INSTRUCTION
Transcribe the material word for word, but without the images.
──────── DATA SHOWN
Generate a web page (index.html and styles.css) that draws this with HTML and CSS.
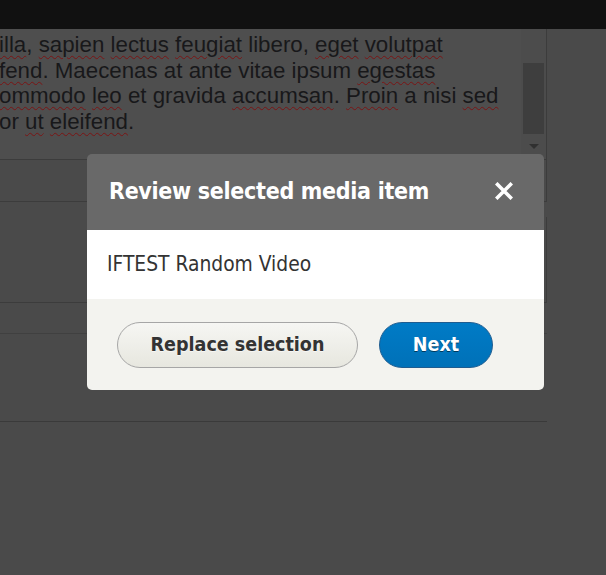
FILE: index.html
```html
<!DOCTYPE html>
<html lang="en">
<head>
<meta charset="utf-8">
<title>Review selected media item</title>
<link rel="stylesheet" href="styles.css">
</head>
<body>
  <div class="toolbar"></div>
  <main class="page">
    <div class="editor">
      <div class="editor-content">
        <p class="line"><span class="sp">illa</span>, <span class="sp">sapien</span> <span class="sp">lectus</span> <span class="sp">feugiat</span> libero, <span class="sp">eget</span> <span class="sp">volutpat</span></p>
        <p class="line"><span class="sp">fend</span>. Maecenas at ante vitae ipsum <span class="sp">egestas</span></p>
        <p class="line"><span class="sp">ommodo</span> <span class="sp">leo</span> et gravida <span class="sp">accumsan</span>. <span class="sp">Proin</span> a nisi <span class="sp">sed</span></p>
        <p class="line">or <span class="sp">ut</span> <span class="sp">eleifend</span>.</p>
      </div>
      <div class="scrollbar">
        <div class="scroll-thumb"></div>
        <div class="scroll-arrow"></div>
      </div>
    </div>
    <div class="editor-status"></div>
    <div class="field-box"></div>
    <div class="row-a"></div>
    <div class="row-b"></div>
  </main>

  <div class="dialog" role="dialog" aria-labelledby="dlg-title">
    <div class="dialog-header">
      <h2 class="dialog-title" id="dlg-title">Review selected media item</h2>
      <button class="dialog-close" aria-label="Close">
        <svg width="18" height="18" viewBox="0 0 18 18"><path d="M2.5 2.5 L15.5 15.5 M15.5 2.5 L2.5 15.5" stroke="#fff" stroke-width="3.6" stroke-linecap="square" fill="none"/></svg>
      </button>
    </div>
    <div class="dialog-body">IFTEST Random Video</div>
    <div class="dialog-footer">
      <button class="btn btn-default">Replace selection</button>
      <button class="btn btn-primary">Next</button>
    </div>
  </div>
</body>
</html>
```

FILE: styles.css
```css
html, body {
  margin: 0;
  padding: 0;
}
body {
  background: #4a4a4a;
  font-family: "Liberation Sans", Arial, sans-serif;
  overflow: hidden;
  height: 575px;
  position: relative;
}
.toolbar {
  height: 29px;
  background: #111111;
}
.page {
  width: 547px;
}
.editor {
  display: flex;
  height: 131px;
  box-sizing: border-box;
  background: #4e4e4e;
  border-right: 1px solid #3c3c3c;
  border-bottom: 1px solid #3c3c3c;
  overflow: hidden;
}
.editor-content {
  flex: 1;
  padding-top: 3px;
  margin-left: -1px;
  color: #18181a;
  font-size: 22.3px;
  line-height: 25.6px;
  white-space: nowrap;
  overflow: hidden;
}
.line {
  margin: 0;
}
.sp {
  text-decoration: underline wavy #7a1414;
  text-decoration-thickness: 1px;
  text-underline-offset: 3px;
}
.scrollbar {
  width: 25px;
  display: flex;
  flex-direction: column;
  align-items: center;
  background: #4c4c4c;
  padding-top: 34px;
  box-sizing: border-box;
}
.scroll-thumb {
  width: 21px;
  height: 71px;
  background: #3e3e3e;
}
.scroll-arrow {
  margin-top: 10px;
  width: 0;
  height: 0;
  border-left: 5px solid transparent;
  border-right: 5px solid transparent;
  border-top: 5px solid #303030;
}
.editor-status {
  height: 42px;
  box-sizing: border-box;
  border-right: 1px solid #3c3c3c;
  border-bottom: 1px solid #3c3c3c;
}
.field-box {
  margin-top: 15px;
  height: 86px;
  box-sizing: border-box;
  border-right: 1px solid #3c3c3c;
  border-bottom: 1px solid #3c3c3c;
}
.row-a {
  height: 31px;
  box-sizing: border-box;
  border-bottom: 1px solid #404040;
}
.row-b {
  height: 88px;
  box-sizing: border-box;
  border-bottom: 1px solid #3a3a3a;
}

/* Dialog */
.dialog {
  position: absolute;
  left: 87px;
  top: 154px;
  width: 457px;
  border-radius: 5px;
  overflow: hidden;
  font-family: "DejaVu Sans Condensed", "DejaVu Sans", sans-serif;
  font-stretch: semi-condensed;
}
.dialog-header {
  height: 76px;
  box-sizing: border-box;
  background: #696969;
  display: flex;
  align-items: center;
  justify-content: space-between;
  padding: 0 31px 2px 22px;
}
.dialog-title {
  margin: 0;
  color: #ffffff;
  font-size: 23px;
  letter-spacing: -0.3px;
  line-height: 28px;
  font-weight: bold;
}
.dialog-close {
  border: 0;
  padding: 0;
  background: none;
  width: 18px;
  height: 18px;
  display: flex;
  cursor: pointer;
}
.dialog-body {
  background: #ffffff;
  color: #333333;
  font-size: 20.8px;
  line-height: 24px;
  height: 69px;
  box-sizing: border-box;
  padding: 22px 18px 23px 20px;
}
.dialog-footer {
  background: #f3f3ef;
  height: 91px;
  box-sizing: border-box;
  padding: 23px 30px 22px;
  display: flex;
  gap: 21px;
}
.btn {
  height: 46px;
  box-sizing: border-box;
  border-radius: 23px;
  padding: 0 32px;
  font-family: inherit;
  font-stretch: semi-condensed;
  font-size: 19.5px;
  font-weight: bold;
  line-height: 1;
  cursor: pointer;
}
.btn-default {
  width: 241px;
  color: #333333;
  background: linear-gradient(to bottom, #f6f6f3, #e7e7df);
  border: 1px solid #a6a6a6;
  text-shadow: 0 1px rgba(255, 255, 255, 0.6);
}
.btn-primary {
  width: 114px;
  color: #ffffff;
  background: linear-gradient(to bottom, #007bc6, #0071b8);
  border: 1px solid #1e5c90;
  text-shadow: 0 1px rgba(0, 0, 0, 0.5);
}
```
────────────────
FINAL RESULT
Generate a web page (index.html and styles.css) that draws this with HTML and CSS.
FILE: index.html
```html
<!DOCTYPE html>
<html lang="en">
<head>
<meta charset="utf-8">
<title>Review selected media item</title>
<link rel="stylesheet" href="styles.css">
</head>
<body>
  <div class="toolbar"></div>
  <main class="page">
    <div class="editor">
      <div class="editor-content">
        <p class="line"><span class="sp">illa</span>, <span class="sp">sapien</span> <span class="sp">lectus</span> <span class="sp">feugiat</span> libero, <span class="sp">eget</span> <span class="sp">volutpat</span></p>
        <p class="line"><span class="sp">fend</span>. Maecenas at ante vitae ipsum <span class="sp">egestas</span></p>
        <p class="line"><span class="sp">ommodo</span> <span class="sp">leo</span> et gravida <span class="sp">accumsan</span>. <span class="sp">Proin</span> a nisi <span class="sp">sed</span></p>
        <p class="line">or <span class="sp">ut</span> <span class="sp">eleifend</span>.</p>
      </div>
      <div class="scrollbar">
        <div class="scroll-thumb"></div>
        <div class="scroll-arrow"></div>
      </div>
    </div>
    <div class="editor-status"></div>
    <div class="field-box"></div>
    <div class="row-a"></div>
    <div class="row-b"></div>
  </main>

  <div class="dialog" role="dialog" aria-labelledby="dlg-title">
    <div class="dialog-header">
      <h2 class="dialog-title" id="dlg-title">Review selected media item</h2>
      <button class="dialog-close" aria-label="Close">
        <svg width="18" height="18" viewBox="0 0 18 18"><path d="M2.5 2.5 L15.5 15.5 M15.5 2.5 L2.5 15.5" stroke="#fff" stroke-width="3.6" stroke-linecap="square" fill="none"/></svg>
      </button>
    </div>
    <div class="dialog-body">IFTEST Random Video</div>
    <div class="dialog-footer">
      <button class="btn btn-default">Replace selection</button>
      <button class="btn btn-primary">Next</button>
    </div>
  </div>
</body>
</html>
```

FILE: styles.css
```css
html, body {
  margin: 0;
  padding: 0;
}
body {
  background: #4a4a4a;
  font-family: "Liberation Sans", Arial, sans-serif;
  overflow: hidden;
  height: 575px;
  position: relative;
}
.toolbar {
  height: 29px;
  background: #111111;
}
.page {
  width: 547px;
}
.editor {
  display: flex;
  height: 131px;
  box-sizing: border-box;
  background: #4e4e4e;
  border-right: 1px solid #3c3c3c;
  border-bottom: 1px solid #3c3c3c;
  overflow: hidden;
}
.editor-content {
  flex: 1;
  padding-top: 3px;
  margin-left: -1px;
  color: #18181a;
  font-size: 22.3px;
  line-height: 25.6px;
  white-space: nowrap;
  overflow: hidden;
}
.line {
  margin: 0;
}
.sp {
  text-decoration: underline wavy #7a1414;
  text-decoration-thickness: 1px;
  text-underline-offset: 3px;
}
.scrollbar {
  width: 25px;
  display: flex;
  flex-direction: column;
  align-items: center;
  background: #4c4c4c;
  padding-top: 34px;
  box-sizing: border-box;
}
.scroll-thumb {
  width: 21px;
  height: 71px;
  background: #3e3e3e;
}
.scroll-arrow {
  margin-top: 10px;
  width: 0;
  height: 0;
  border-left: 5px solid transparent;
  border-right: 5px solid transparent;
  border-top: 5px solid #303030;
}
.editor-status {
  height: 42px;
  box-sizing: border-box;
  border-right: 1px solid #3c3c3c;
  border-bottom: 1px solid #3c3c3c;
}
.field-box {
  margin-top: 15px;
  height: 86px;
  box-sizing: border-box;
  border-right: 1px solid #3c3c3c;
  border-bottom: 1px solid #3c3c3c;
}
.row-a {
  height: 31px;
  box-sizing: border-box;
  border-bottom: 1px solid #404040;
}
.row-b {
  height: 88px;
  box-sizing: border-box;
  border-bottom: 1px solid #3a3a3a;
}

/* Dialog */
.dialog {
  position: absolute;
  left: 87px;
  top: 154px;
  width: 457px;
  border-radius: 5px;
  overflow: hidden;
  font-family: "DejaVu Sans Condensed", "DejaVu Sans", sans-serif;
  font-stretch: semi-condensed;
}
.dialog-header {
  height: 76px;
  box-sizing: border-box;
  background: #696969;
  display: flex;
  align-items: center;
  justify-content: space-between;
  padding: 0 31px 2px 22px;
}
.dialog-title {
  margin: 0;
  color: #ffffff;
  font-size: 23px;
  letter-spacing: -0.3px;
  line-height: 28px;
  font-weight: bold;
}
.dialog-close {
  border: 0;
  padding: 0;
  background: none;
  width: 18px;
  height: 18px;
  display: flex;
  cursor: pointer;
}
.dialog-body {
  background: #ffffff;
  color: #333333;
  font-size: 20.8px;
  line-height: 24px;
  height: 69px;
  box-sizing: border-box;
  padding: 22px 18px 23px 20px;
}
.dialog-footer {
  background: #f3f3ef;
  height: 91px;
  box-sizing: border-box;
  padding: 23px 30px 22px;
  display: flex;
  gap: 21px;
}
.btn {
  height: 46px;
  box-sizing: border-box;
  border-radius: 23px;
  padding: 0 32px;
  font-family: inherit;
  font-stretch: semi-condensed;
  font-size: 19.5px;
  font-weight: bold;
  line-height: 1;
  cursor: pointer;
}
.btn-default {
  width: 241px;
  color: #333333;
  background: linear-gradient(to bottom, #f6f6f3, #e7e7df);
  border: 1px solid #a6a6a6;
  text-shadow: 0 1px rgba(255, 255, 255, 0.6);
}
.btn-primary {
  width: 114px;
  color: #ffffff;
  background: linear-gradient(to bottom, #007bc6, #0071b8);
  border: 1px solid #1e5c90;
  text-shadow: 0 1px rgba(0, 0, 0, 0.5);
}
```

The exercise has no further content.